いいから履いてみろって?。おめーが言うならしょーがねー。いっちょう履いてみっか!。ほー、短いわりには結構安定してるじゃないか?。おー!、良く曲がるなー、ずれもせず。んー、簡単にひょうひょい切り返し出来て、こいつあー楽だなあ!。お、おい、なんだこりゃ!深雪でえらくスキーが浮くぜこりゃー!。こいつあー面白れー!。 おう、おめー。しばらく借りとくぜ!。返して欲しけりゃ、おとついおいで!。じゃーな!。” 「登山時報 2000年2月号」には、
・・・しかし、最近山スキーを始めた仲間に最初からカービングスキーを使っている人がいますが、抵抗の大きな雪をゲレンデのような感じで滑り降りてきます。」” 整地されたゲレンデなら、何もしないでも自由に曲がれますが、悪雪・深雪・モナカ雪(ブレーカブルクラスト)・濃いブッシュと悪条件オンパレードの山では、お上品なフォームでは全く板が言うことを聞いてくれません。 で昔の山屋が生み出した山スキーヤーの18番と言ったら、切り返し直前に”ウサギ飛び抜重”(すねをうんと前屈させてからヨイショ!と伸び上がる)した後に、”ザックターン”(上体を谷にフンッと振って、背負っているザックの反動をターンのきっかけにするという究極のテク?)でもって、むりやり重たい雪の中でスキーを振る事だけに意識を集中して滑っていましたよね。(私はこれを先輩からみっちり叩き込まれたお陰で、もはや体に染みついてしまった。) たまに板が回りすぎて、谷に向かってすっ転んだりもしますが、むちゃくちゃ重い雪でもブレーカブルクラストでも滑れる究極の秘技?。ただ、フォームがむちゃくちゃ格好悪い!(ゲレンデではとても恥ずかしくて使えない)と言う欠点もありますが。 で、昨シーズンからカービング板に変えたのですが、山で乗ってびっくり。カービング板だとただエッジを切り返せば、ターン中にしなった板が跳ね上がって来て勝手に抜重してくれますし、また逆ハの字型の板のトップ部がターンのきっかけを作ってくれます。 で結果として、昔から使っていた、”ウサギ飛び抜重”と”ザックターン”の必要があんまりないんですよ!。なにもしないでも曲がってくれる整地されたゲレンデより、悪条件の山でこそカービング板の真価が発揮されるみたい。 おまけに従来のゲレンデスキーや山用スキーよりウエスト〜テール幅が広い板だと、ある程度スピードが乗れば水上スキーみたいに板全体が浮いて、重い雪でも回す抵抗が少なくてとても楽チン。かえって重い雪ほど板が良く浮いてくれて効果抜群!。この浮遊感、病みつきになってます。

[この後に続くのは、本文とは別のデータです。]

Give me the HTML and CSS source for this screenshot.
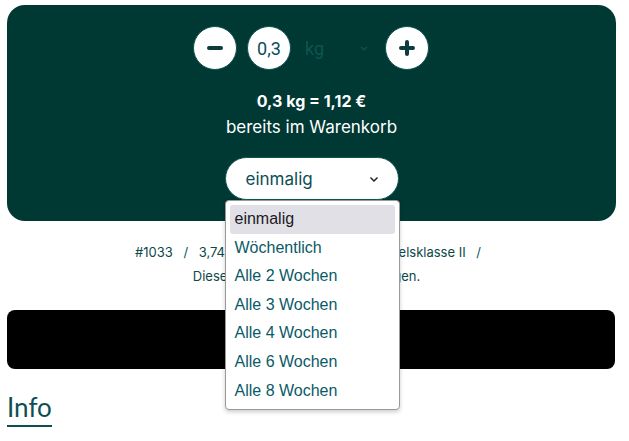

板のウエスト幅があると、”ゾンメルスキーみたいにアイスバーン等ではエッジの効きが悪くなるのでは?と思っていたけど逆に、プラブーツであればかえってがっちり利くみたい。事実エクストリームスキーヤー御用達の板のウエスト幅は、88mm前後の超ファット板!。だからガンガン過激な崖滑りが出来るのかな?。 でもまあへリスキーやゲレンデ脇のオフピステ専用であれば、板の幅は太いほどいいのかも知れませんが(限度はあるだろうけど)、シール(題してpoorman's helicopter?)付けて山登りすることを前提とすれば、ウエスト幅70〜75mmが手頃かな?。これ以上太ければスキーアイゼンが着かないし、第一重い!。またこれよりもっと細すぎればアイスバーンで不安定らしい。サイドカーブもあれば良いってもんじゃないそうな。 ただカービング板はジルブレッタ等の山用ビンディング装着を前提としていないので、トウピース部分のねじ止め部の強度については未知数です(山用板はここを補強しているモデルが多いとの事)。ちょっとその点は購入時に、詳しいショップにてご確認下さいませ。でも今年になって、この組み合わせのスキーヤーをよく見るようになったし、山の店でもカービング板が店頭に並ぶようになったので、案外大丈夫かもね?(責任転嫁?)。 また横着して登り途中のちょっとした下りでヒールを解放したまま下ったり、またジルブレッタ等でテレマークごっこしている最中に転ぶとちょっとやばいかな?。金具が解放しないので、関節の靱帯の方が解放するか(おお怖!)、あるいは板から金具ごとリリースしたりして?。